Le bec du bécasseau, la tête des requins marteaux et poissons-scies ou la paume d'une loutre ont en commun une sensibilité hors du commun leur permettant de détecter les proies invisibles. Nous n'avons pas évoqué les poissons chats dont la peau entière est une ode à la gustation identique aux bouts des pattes des papillons, ou la ligne latérale des poissons qui s'apparente à un toucher à distance.
Nous attirons aussi l'attention sur les parties concernant nos animaux de compagnies et notamment le chien dont la truffe serait sensible aux infrarouges ou que les fentes latérales des narines permettent de faire circuler davantage de molécules odorantes à chaque respiration, et qui montrent que nous, vétérinaires, n'accordons pas suffisamment d'importance aux recherches en éthologie ou en biologie des sens.
Ed Young n'a pas écrit seulement un livre d'anecdotes ou une compilation de vignettes biologiques. Il écrit pour accroître la curiosité des lecteurs, pour susciter de l'étonnement, une envie de mieux connaître et de respecter le vivant, une appétence pour comprendre de l'intérieur un autre, et en conséquence de mieux apprécier les besoins de chaque espèce.
La mer, contrairement à ce qu'écrivait le commandant Cousteau, n'est pas un monde du silence. Elle devient malheureusement un monde trop bruyant au travers du transport maritime ou des besoins militaires. La terre n'est plus qu'un archipel pour la nature et ses habitants, nous déconnectant des autres espèces et effritant la résilience des vivants.

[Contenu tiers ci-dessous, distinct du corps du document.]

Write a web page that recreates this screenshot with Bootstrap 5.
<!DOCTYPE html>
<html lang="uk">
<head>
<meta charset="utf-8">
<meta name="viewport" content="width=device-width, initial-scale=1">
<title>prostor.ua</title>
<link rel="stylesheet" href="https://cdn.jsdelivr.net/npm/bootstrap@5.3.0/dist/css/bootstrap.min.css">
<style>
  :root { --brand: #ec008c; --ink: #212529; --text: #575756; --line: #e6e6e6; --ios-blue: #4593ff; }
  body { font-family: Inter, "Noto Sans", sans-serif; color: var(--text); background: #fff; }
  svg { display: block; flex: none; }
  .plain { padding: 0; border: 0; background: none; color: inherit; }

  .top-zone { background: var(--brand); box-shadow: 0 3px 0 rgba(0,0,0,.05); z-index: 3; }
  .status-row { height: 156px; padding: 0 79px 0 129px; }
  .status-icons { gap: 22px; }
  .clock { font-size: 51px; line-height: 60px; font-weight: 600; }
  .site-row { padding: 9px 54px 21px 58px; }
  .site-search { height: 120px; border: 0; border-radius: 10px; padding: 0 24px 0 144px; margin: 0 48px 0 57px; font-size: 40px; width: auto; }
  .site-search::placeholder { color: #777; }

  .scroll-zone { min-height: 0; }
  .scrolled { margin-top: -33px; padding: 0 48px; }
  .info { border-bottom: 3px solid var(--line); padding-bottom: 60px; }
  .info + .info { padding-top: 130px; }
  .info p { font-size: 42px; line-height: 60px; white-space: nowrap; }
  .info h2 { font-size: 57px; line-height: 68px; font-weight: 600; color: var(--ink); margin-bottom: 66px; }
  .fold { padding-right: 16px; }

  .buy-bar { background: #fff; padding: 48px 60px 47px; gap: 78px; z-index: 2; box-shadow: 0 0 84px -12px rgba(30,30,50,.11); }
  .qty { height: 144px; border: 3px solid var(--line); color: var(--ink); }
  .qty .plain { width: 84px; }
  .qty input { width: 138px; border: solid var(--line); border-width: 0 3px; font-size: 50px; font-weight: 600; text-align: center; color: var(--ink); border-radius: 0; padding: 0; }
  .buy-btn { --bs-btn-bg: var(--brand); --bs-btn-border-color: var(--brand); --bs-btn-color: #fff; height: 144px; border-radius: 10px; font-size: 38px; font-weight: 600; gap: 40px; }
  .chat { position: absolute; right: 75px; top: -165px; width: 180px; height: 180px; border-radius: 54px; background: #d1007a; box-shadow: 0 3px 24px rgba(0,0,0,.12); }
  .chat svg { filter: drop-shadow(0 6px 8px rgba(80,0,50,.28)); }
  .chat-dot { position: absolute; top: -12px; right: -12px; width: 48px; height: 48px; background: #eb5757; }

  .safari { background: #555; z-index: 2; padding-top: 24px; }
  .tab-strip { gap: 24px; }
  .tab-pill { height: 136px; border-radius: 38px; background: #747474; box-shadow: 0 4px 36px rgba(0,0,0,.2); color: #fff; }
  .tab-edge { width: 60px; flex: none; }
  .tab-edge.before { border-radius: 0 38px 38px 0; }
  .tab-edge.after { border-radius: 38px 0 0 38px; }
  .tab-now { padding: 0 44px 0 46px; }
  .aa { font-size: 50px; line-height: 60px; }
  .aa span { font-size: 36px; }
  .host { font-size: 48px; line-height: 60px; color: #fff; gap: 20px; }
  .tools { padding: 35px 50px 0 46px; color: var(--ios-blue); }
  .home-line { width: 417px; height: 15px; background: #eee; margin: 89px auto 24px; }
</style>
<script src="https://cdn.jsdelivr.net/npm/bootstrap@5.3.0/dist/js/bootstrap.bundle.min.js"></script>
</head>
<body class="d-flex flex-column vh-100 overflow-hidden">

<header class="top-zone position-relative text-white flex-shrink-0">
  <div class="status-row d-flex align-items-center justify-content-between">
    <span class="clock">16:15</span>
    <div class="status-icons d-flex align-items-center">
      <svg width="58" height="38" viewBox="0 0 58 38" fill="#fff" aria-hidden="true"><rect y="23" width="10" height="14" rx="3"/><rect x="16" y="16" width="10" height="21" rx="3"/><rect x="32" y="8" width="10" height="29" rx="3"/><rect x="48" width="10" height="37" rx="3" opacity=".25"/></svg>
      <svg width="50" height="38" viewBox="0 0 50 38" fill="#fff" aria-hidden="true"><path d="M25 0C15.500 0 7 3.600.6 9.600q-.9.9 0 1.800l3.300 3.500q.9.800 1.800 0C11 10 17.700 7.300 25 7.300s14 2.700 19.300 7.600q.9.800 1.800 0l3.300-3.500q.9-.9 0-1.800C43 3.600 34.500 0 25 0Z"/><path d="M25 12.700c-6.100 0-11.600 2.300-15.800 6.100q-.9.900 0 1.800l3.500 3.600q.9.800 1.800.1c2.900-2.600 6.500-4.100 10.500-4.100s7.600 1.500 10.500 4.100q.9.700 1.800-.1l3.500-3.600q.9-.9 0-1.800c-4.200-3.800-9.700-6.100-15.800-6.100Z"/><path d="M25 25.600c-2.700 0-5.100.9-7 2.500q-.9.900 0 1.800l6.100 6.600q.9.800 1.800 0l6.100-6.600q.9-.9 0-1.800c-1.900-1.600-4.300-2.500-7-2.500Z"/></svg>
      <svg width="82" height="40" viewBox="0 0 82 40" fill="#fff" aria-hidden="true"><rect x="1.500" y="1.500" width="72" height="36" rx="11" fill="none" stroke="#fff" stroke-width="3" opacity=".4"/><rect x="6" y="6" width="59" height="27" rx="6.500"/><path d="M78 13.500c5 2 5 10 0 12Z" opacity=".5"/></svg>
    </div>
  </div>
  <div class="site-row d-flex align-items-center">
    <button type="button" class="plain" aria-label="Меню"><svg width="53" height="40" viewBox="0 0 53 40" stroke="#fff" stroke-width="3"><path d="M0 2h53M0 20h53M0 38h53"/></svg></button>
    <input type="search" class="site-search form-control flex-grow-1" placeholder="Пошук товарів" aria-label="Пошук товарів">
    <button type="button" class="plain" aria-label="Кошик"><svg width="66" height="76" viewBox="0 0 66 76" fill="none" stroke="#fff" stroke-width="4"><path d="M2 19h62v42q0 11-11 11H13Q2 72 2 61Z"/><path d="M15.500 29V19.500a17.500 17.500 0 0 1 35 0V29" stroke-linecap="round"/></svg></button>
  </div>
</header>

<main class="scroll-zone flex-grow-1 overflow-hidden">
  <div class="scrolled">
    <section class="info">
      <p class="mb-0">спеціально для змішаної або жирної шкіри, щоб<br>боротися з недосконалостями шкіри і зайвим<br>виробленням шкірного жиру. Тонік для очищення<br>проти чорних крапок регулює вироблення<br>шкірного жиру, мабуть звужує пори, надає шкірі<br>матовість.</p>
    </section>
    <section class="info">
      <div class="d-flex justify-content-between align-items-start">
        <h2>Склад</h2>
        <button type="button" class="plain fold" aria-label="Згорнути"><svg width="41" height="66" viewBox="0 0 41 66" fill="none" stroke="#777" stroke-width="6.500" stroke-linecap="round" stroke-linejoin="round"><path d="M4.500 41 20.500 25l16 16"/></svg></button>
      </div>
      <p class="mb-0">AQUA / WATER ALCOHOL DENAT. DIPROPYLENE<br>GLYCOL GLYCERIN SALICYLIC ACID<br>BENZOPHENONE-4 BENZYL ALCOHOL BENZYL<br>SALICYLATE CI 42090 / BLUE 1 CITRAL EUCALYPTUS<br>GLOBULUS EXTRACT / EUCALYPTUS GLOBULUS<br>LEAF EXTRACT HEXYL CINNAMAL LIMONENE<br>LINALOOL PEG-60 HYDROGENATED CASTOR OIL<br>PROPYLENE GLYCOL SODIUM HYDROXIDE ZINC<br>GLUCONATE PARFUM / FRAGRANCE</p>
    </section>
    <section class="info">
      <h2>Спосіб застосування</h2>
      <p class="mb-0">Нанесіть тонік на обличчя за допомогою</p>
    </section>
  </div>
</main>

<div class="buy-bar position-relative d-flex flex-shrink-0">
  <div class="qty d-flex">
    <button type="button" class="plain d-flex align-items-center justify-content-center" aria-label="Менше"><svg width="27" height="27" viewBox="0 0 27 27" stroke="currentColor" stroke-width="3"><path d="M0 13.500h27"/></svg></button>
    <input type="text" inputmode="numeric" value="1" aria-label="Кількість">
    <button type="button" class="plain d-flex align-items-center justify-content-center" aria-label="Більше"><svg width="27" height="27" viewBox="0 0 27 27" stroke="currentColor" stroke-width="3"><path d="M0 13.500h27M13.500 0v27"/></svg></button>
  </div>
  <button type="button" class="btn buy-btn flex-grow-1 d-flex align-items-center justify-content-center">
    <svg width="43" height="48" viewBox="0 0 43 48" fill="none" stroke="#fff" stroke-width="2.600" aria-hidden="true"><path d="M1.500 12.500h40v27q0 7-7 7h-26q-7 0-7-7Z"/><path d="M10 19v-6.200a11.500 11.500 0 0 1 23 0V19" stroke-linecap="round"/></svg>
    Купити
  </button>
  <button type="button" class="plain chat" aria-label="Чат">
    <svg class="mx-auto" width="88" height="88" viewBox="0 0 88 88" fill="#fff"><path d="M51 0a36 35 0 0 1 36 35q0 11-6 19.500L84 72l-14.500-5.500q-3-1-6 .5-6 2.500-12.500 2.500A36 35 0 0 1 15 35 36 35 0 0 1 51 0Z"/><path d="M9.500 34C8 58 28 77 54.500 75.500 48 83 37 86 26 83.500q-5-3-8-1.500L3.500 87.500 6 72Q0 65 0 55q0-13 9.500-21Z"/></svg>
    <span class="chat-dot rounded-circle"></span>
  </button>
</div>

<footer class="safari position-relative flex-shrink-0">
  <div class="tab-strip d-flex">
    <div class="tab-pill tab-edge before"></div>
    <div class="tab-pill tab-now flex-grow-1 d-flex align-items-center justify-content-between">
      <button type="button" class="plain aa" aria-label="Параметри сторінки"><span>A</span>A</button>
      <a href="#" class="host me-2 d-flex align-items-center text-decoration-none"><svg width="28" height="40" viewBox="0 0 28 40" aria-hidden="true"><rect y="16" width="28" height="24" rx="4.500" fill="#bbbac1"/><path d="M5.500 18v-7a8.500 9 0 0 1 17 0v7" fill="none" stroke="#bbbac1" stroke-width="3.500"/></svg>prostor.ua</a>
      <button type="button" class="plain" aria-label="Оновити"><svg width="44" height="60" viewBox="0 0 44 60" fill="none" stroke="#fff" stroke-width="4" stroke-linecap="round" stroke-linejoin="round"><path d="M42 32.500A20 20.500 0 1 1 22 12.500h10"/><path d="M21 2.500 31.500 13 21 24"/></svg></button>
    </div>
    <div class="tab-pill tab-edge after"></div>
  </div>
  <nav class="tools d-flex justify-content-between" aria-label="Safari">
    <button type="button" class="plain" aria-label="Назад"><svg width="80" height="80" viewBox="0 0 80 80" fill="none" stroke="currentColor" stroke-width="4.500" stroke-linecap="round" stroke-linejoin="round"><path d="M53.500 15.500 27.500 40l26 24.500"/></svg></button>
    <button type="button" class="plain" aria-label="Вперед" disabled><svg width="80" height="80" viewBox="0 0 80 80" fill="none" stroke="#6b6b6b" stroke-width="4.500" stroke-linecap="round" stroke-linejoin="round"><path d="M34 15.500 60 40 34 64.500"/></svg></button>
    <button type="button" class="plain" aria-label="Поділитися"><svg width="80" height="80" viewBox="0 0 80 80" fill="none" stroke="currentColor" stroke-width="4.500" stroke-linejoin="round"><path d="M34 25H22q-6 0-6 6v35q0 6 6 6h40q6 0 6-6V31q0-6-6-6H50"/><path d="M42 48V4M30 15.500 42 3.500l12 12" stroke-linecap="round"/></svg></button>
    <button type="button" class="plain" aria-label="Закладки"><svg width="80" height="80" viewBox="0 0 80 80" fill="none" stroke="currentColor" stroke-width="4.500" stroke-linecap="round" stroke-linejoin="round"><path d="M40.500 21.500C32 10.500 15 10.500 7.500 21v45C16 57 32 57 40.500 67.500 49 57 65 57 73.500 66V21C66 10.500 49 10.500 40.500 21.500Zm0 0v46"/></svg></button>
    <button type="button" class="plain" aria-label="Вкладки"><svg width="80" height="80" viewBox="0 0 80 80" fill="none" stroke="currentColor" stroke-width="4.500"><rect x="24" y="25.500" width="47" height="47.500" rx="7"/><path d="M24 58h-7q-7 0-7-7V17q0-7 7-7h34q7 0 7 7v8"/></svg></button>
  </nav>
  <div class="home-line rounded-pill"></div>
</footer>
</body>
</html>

Ed Young écrit : « La pollution affectant nos sens est la pollution de la déconnexion. Elle nous détache du cosmos. Elle noie les stimulus qui relient les animaux au monde autour d'eux et aux autres animaux. En rendant la planète plus lumineuse et plus bruyante, nous l'avons fragmentée. En rasant les forêts pluviales et en blanchissant les récifs coralliens, nous mettons en danger les environnements sensoriels. Cela doit cesser. Nous devons préserver le calme et sauver la nuit ».
Le monde est immense. Agrandissons le monde en agrandissant nos connaissances. Grandissons-nous en prenant conscience de nos limites. Ne rétrécissons pas ce qui existe et honorons chaque Umwelt et le global Umwelten.